Table of Contents >> Show >> Hide
- Why Weird Creative Work Is So Much Fun to Make
- Why Strange Advertisements Grab Attention
- What Makes a Faux Movie Promo Feel Real
- Examples of the Kind of Strange Ads I Love Making
- How to Make Strange Creative Work Without Making a Mess
- Why Audiences Respond to Faux Promos and Fake Ads
- Conclusion
- My Experiences Creating Strange Advertisements and Faux Movie Promos
Some people scroll when they’re bored. Some reorganize a drawer, answer one email, and then immediately reward themselves with 47 minutes of staring into the middle distance. Me? I make strange advertisements and faux movie promos that look like they escaped from an alternate universe where marketers had art degrees, insomnia, and access to too many fonts.

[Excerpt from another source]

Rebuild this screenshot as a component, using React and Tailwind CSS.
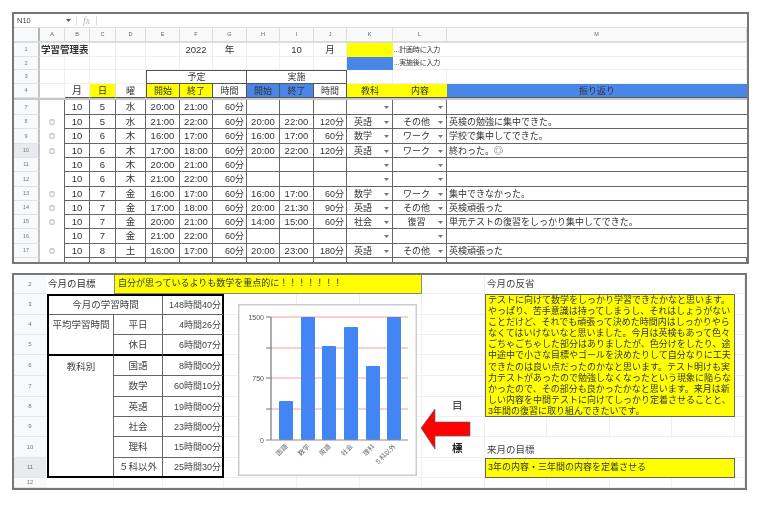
const topCols =
  "grid grid-cols-[26px_25px_25px_26px_30px_34px_33px_34px_33px_34px_33px_46px_54px_300px]";
const letters = ["A", "B", "C", "D", "E", "F", "G", "H", "I", "J", "K", "L", "M"];
const font = { fontFamily: '"Liberation Sans", "Noto Sans CJK JP", sans-serif' };

const rows = [
  [7, 15, "", 10, 5, "水", "20:00", "21:00", "60分", "", "", "", "", "", ""],
  [8, 14, "◎", 10, 5, "水", "21:00", "22:00", "60分", "20:00", "22:00", "120分", "英語", "その他", "英検の勉強に集中できた。"],
  [9, 15, "◎", 10, 6, "木", "16:00", "17:00", "60分", "16:00", "17:00", "60分", "数学", "ワーク", "学校で集中してできた。"],
  [10, 14, "◎", 10, 6, "木", "17:00", "18:00", "60分", "20:00", "22:00", "120分", "英語", "ワーク", "終わった。◎"],
  [11, 14, "", 10, 6, "木", "20:00", "21:00", "60分", "", "", "", "", "", ""],
  [12, 15, "", 10, 6, "木", "21:00", "22:00", "60分", "", "", "", "", "", ""],
  [13, 14, "◎", 10, 7, "金", "16:00", "17:00", "60分", "16:00", "17:00", "60分", "数学", "ワーク", "集中できなかった。"],
  [14, 14, "◎", 10, 7, "金", "17:00", "18:00", "60分", "20:00", "21:30", "90分", "英語", "その他", "英検頑張った"],
  [15, 14, "◎", 10, 7, "金", "20:00", "21:00", "60分", "14:00", "15:00", "60分", "社会", "復習", "単元テストの復習をしっかり集中してできた。"],
  [16, 15, "", 10, 7, "金", "21:00", "22:00", "60分", "", "", "", "", "", ""],
  [17, 14, "◎", 10, 8, "土", "16:00", "17:00", "60分", "20:00", "23:00", "180分", "英語", "その他", "英検頑張った"],
];

const reflection = [
  "テストに向けて数学をしっかり学習できたかなと思います。",
  "やっぱり、苦手意識は持ってしまうし、それはしょうがない",
  "ことだけど、それでも頑張って決めた時間内はしっかりやら",
  "なくてはいけないなと思いました。今月は英検もあって色々",
  "ごちゃごちゃした部分はありましたが、色分けをしたり、途",
  "中途中で小さな目標やゴールを決めたりして自分なりに工夫",
  "できたのは良い点だったのかなと思います。テスト明けも実",
  "力テストがあったので勉強しなくなったという現象に陥らな",
  "かったので、その部分も良かったかなと思います。来月は新",
  "しい内容を中間テストに向けてしっかり定着させることと、",
  "3年間の復習に取り組んできたいです。",
];

const bottomRows = [
  [2, 19], [3, 21], [4, 20], [5, 20], [6, 21], [7, 21], [8, 20], [9, 20], [10, 21], [11, 20], [12, 10],
];

const subjects = [
  ["国語", "8時間00分"],
  ["数学", "60時間10分"],
  ["英語", "19時間00分"],
  ["社会", "23時間00分"],
  ["理科", "15時間00分"],
  ["５科以外", "25時間30分"],
];

function Caret() {
  return (
    <svg width="5" height="3" viewBox="0 0 5 3" className="absolute right-[3px] top-[6px]">
      <path d="M0 0h5L2.5 3z" fill="#777" />
    </svg>
  );
}

function HeaderRow({ n, h, children }) {
  return (
    <div className={topCols} style={{ height: h }}>
      <div className="flex items-center justify-center bg-[#f8f9fa] border-r-2 border-r-[#c4c4c4] border-b border-b-[#e0e0e0] text-[5.5px] text-[#777]">
        {n}
      </div>
      {children}
    </div>
  );
}

function Plain({ children, className = "text-[9.5px]" }) {
  return (
    <div className={`flex items-center justify-center border-r border-b border-[#eeeeee] leading-[12px] text-[#333] whitespace-nowrap ${className}`}>
      {children}
    </div>
  );
}

function Band({ children, className = "" }) {
  return (
    <div className={`flex items-center justify-center border-r border-b border-[#555] leading-[12px] text-[9px] text-[#333] ${className}`}>
      {children}
    </div>
  );
}

function TopSheet() {
  return (
    <div className="w-[737px] h-[252px] border-2 border-[#777] overflow-hidden bg-white">
      {/* formula bar */}
      <div className="flex items-center h-[14px] border-b border-[#e0e0e0]">
        <span className="w-[52px] pl-[3px] text-[7.5px] text-[#444]">N10</span>
        <svg width="5" height="3" viewBox="0 0 5 3" className="mr-[5px]"><path d="M0 0h5L2.5 3z" fill="#555" /></svg>
        <span className="h-[9px] border-l border-[#ddd]" />
        <span className="mx-[6px] text-[10px] italic text-[#bbb]" style={{ fontFamily: '"Liberation Serif", serif' }}>fx</span>
        <span className="h-[9px] border-l border-[#ddd]" />
      </div>

      {/* column letters */}
      <div className={`${topCols} h-[15px] bg-[#f8f9fa] border-b-2 border-[#dcdcdc]`}>
        <div className="border-r-2 border-[#b5b5b5]" />
        {letters.map((c) => (
          <div key={c} className="flex items-center justify-center border-r border-[#dddddd] text-[5.5px] text-[#666]">
            {c}
          </div>
        ))}
      </div>

      <HeaderRow n={1} h={14}>
        <Plain className="justify-start! pl-[1px] font-bold text-[9.5px] border-r-0">学習管理表</Plain>
        <Plain />
        <Plain />
        <Plain />
        <Plain />
        <Plain>2022</Plain>
        <Plain>年</Plain>
        <Plain />
        <Plain>10</Plain>
        <Plain>月</Plain>
        <div className="bg-[#ffff00]" />
        <Plain className="justify-start! pl-[1px] text-[7px] tracking-[-0.2px] border-r-0">...計画時に入力</Plain>
        <Plain />
      </HeaderRow>
      <HeaderRow n={2} h={13}>
        <Plain /><Plain /><Plain /><Plain /><Plain /><Plain /><Plain /><Plain /><Plain /><Plain />
        <div className="bg-[#4a86e8]" />
        <Plain className="justify-start! pl-[1px] text-[7px] tracking-[-0.2px] border-r-0">...実施後に入力</Plain>
        <Plain />
      </HeaderRow>
      <HeaderRow n={3} h={14}>
        <Plain /><Plain /><Plain /><Plain />
        <Band className="col-span-3 border-t border-l">予定</Band>
        <Band className="col-span-3 border-t">実施</Band>
        <Plain /><Plain /><Plain />
      </HeaderRow>
      <HeaderRow n={4} h={14}>
        <Plain />
        <Plain className="border-b-[#555] text-[10px]">月</Plain>
        <Band className="bg-[#ffff00] border-r-[#ddd]">日</Band>
        <Plain className="border-b-[#555] text-[9px]">曜</Plain>
        <Band className="bg-[#ffff00] border-l">開始</Band>
        <Band className="bg-[#ffff00]">終了</Band>
        <Band>時間</Band>
        <Band className="bg-[#4a86e8]">開始</Band>
        <Band className="bg-[#4a86e8]">終了</Band>
        <Band>時間</Band>
        <Band className="bg-[#ffff00] border-r-0">教科</Band>
        <Band className="bg-[#ffff00] border-r-0">内容</Band>
        <Band className="bg-[#4a86e8] border-r-0">振り返り</Band>
      </HeaderRow>
      <div className="h-[2px] bg-[#c8c8c8]" />

      {rows.map((r) => {
        const [n, h, mark, month, day, week, s1, e1, t1, s2, e2, t2, subject, kind, note] = r;
        const cell = "flex items-center border-r border-b border-[#666] leading-[12px] text-[#333] whitespace-nowrap";
        return (
          <div key={n} className={topCols} style={{ height: h }}>
            <div className={`flex items-center justify-center border-r-2 border-r-[#c4c4c4] border-b border-b-[#e0e0e0] text-[5.5px] text-[#777] ${n === 10 ? "bg-[#e8eaed]" : "bg-[#f8f9fa]"}`}>
              {n}
            </div>
            <div className="flex items-center justify-center border-r border-[#666] text-[6px] text-[#555]">{mark}</div>
            <div className={`${cell} justify-center text-[9.5px]`}>{month}</div>
            <div className={`${cell} justify-center text-[9.5px]`}>{day}</div>
            <div className={`${cell} justify-center text-[9.5px]`}>{week}</div>
            <div className={`${cell} justify-center text-[9.5px]`}>{s1}</div>
            <div className={`${cell} justify-center text-[9.5px]`}>{e1}</div>
            <div className={`${cell} justify-end pr-[2px] text-[9px]`}>{t1}</div>
            <div className={`${cell} justify-center text-[9.5px]`}>{s2}</div>
            <div className={`${cell} justify-center text-[9.5px]`}>{e2}</div>
            <div className={`${cell} justify-end pr-[2px] text-[9px]`}>{t2}</div>
            <div className={`${cell} relative pl-[7px] text-[9px]`}>{subject}<Caret /></div>
            <div className={`${cell} relative justify-center pr-[6px] text-[9px]`}>{kind}<Caret /></div>
            <div className={`${cell} pl-[2px] text-[9px] border-r-0`}>{note}</div>
          </div>
        );
      })}
      {/* next row is only just in view, so only its lines show */}
      <div className={`${topCols} h-[4px]`}>
        <div className="border-r-2 border-[#c4c4c4] bg-[#f8f9fa]" />
        {letters.map((c) => (
          <div key={c} className="border-r border-[#666]" />
        ))}
      </div>
    </div>
  );
}

function Chart() {
  const bars = [
    [41, 97],
    [63, 13],
    [84, 42],
    [106, 23],
    [128, 62],
    [149, 13],
  ];
  const labels = ["国語", "数学", "英語", "社会", "理科", "５科以外"];
  return (
    <svg width="179" height="172" viewBox="0 0 179 172" className="absolute left-[224px] top-[29px]">
      <rect x="0.75" y="0.75" width="177.5" height="170.5" fill="#fff" stroke="#cccccc" strokeWidth="1.5" />
      {[13, 44, 74, 105].map((y) => (
        <line key={y} x1="33" x2="170" y1={y} y2={y} stroke="#ff9a9a" strokeWidth="1" />
      ))}
      {bars.map(([x, y]) => (
        <rect key={x} x={x} y={y} width="14" height={136 - y} rx="1" fill="#4285f4" />
      ))}
      <line x1="33" x2="33" y1="13" y2="136" stroke="#777" strokeWidth="1.2" />
      <line x1="28" x2="170" y1="136" y2="136" stroke="#888" strokeWidth="1" />
      {[13, 44, 74, 105].map((y) => (
        <line key={y} x1="28" x2="33" y1={y} y2={y} stroke="#777" strokeWidth="1" />
      ))}
      <text x="26" y="16" textAnchor="end" fontSize="7" fill="#555">1500</text>
      <text x="26" y="77" textAnchor="end" fontSize="7" fill="#555">750</text>
      <text x="26" y="139" textAnchor="end" fontSize="7" fill="#555">0</text>
      {labels.map((l, i) => (
        <text
          key={l}
          x={bars[i][0] + 9}
          y="143"
          textAnchor="end"
          fontSize="6.5"
          fill="#666"
          transform={`rotate(-45 ${bars[i][0] + 9} 143)`}
        >
          {l}
        </text>
      ))}
    </svg>
  );
}

function BottomSheet() {
  const line = "border-b border-[#666]";
  return (
    <div className="relative w-[735px] h-[217px] mt-[9px] border-2 border-[#777] overflow-hidden bg-white">
      <div className="grid grid-cols-[32px_68px_49px_61px_73px_63px_62px_63px_62px_63px_62px_63px_10px] grid-rows-[19px_21px_20px_20px_21px_21px_20px_20px_21px_20px_10px]">
        {/* row headers and faint sheet lines */}
        {bottomRows.map(([n], i) => (
          <div
            key={n}
            className={`flex items-center justify-center border-b border-[#e6e6e6] text-[6px] text-[#777] ${n === 11 ? "bg-[#e8eaed]" : "bg-[#f8f9fa]"}`}
            style={{ gridColumn: 1, gridRow: i + 1 }}
          >
            {n}
          </div>
        ))}
        {bottomRows.map(([n], i) =>
          Array.from({ length: 12 }).map((_, c) => (
            <div
              key={`${n}-${c}`}
              className="border-r border-b border-[#efefef]"
              style={{ gridColumn: c + 2, gridRow: i + 1 }}
            />
          ))
        )}

        {/* goal */}
        <div className="col-start-2 row-start-1 z-10 flex items-center pl-[2px] bg-white text-[9.5px] text-[#333]">今月の目標</div>
        <div className="col-start-3 col-span-5 row-start-1 z-10 flex items-center pl-[3px] bg-[#ffff00] border-l border-r border-b border-[#888] text-[9px] text-[#333] whitespace-nowrap">
          自分が思っているよりも数学を重点的に！！！！！！！
        </div>

        {/* study table */}
        <div className="col-start-2 col-span-3 row-start-2 row-span-9 z-10 ml-[1px] grid grid-cols-[65px_49px_60px] grid-rows-[19px_20px_21px_20px_21px_20px_20px_21px_18px] border-2 border-black bg-white leading-[12px] text-[9.5px] text-[#444]">
          <div className="col-span-2 flex items-center justify-center border-b border-r border-[#666]">今月の学習時間</div>
          <div className={`flex items-center justify-end pr-[2px] text-[9px] ${line}`}>148時間40分</div>
          <div className="row-span-2 flex justify-center pt-[4px] border-r border-b-2 border-[#666] border-b-black">平均学習時間</div>
          <div className={`flex items-center justify-center border-r border-[#666] ${line}`}>平日</div>
          <div className={`flex items-center justify-end pr-[2px] text-[9px] ${line}`}>4時間26分</div>
          <div className="flex items-center justify-center border-r border-[#666] border-b-2 border-b-black">休日</div>
          <div className="flex items-center justify-end pr-[2px] text-[9px] border-b-2 border-black">6時間07分</div>
          <div className="row-span-6 flex justify-center pt-[5px] border-r border-[#666]">教科別</div>
          {subjects.map(([name, time], i) => (
            <div key={name} className="contents">
              <div className={`flex items-center justify-center border-r border-[#666] ${i < 5 ? line : ""}`}>{name}</div>
              <div className={`flex items-center justify-end pr-[2px] text-[9px] ${i < 5 ? line : ""}`}>{time}</div>
            </div>
          ))}
        </div>

        {/* reflection */}
        <div className="col-start-9 col-span-4 row-start-1 z-10 flex items-center pl-[2px] bg-white text-[9.5px] text-[#444]">今月の反省</div>
        <div className="col-start-9 col-span-4 row-start-2 row-span-6 z-10 overflow-hidden pl-[2px] bg-[#ffff00] border border-[#666] text-[9px] leading-[11.1px] text-[#333] whitespace-nowrap">
          {reflection.map((l) => (
            <div key={l}>{l}</div>
          ))}
        </div>
        <div className="col-start-9 col-span-4 row-start-9 z-10 flex items-end pl-[2px] pb-[1px] bg-white text-[9.5px] text-[#444]">来月の目標</div>
        <div className="col-start-9 col-span-4 row-start-10 z-10 flex items-center pl-[2px] bg-[#ffff00] border border-[#666] text-[9px] text-[#333]">
          3年の内容・三年間の内容を定着させる
        </div>
      </div>

      <Chart />

      {/* arrow and label beside the chart */}
      <svg width="52" height="42" viewBox="0 0 52 42" className="absolute left-[406px] top-[133px]">
        <path d="M1 20 15 1v13h35v14H15v13z" fill="#ff0000" stroke="#666" strokeWidth="0.7" />
      </svg>
      <span className="absolute left-[438px] top-[123px] text-[10.5px] text-[#222]">目</span>
      <span className="absolute left-[438px] top-[166px] text-[10.5px] font-bold text-[#222]">標</span>
    </div>
  );
}

export default function App() {
  return (
    <div className="w-[768px] h-[510px] pt-[12px] pl-[12px] bg-white overflow-hidden blur-[0.5px]" style={font}>
      <TopSheet />
      <BottomSheet />
    </div>
  );
}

It usually starts with a tiny, ridiculous thought. What if a luxury fragrance ad were made for people who want to smell like “thunderstorm, leather seats, and bad judgment”? What if a fake movie trailer introduced a toaster as a tragic hero abandoned by modern breakfast culture? What if a soda commercial took itself as seriously as a prestige war drama? That little spark is all I need. Ten minutes later, I’m deep in a rabbit hole writing taglines, choosing colors, mocking up posters, and giving an imaginary product the kind of cinematic treatment most real products can only dream about.
And honestly? Strange ads and faux movie promos work because they do something ordinary advertising often forgets to do: they make people feel something. They surprise you, amuse you, confuse you just enough to keep you watching, and then hand your brain a tiny souvenir to take home. That souvenir might be a visual gag, a fake slogan, a dramatic voice-over, or the deeply unsettling image of a yogurt cup being introduced like the villain in a psychological thriller. Either way, it sticks.
Why Weird Creative Work Is So Much Fun to Make
Boredom gets an unfair reputation. It is often treated like a design flaw in the human operating system, when in reality it can be a doorway. When the brain is not being spoon-fed constant stimulation, it starts free-associating. That is when the odd pairings show up. A perfume brand meets monster-movie lighting. A pet food ad borrows the visual grammar of a luxury fashion campaign. A fake rom-com trailer is built around a man and his impossibly loyal office stapler. None of these ideas arrive because I sat down to be “productive.” They arrive because my brain got a little breathing room and decided to start redecorating reality.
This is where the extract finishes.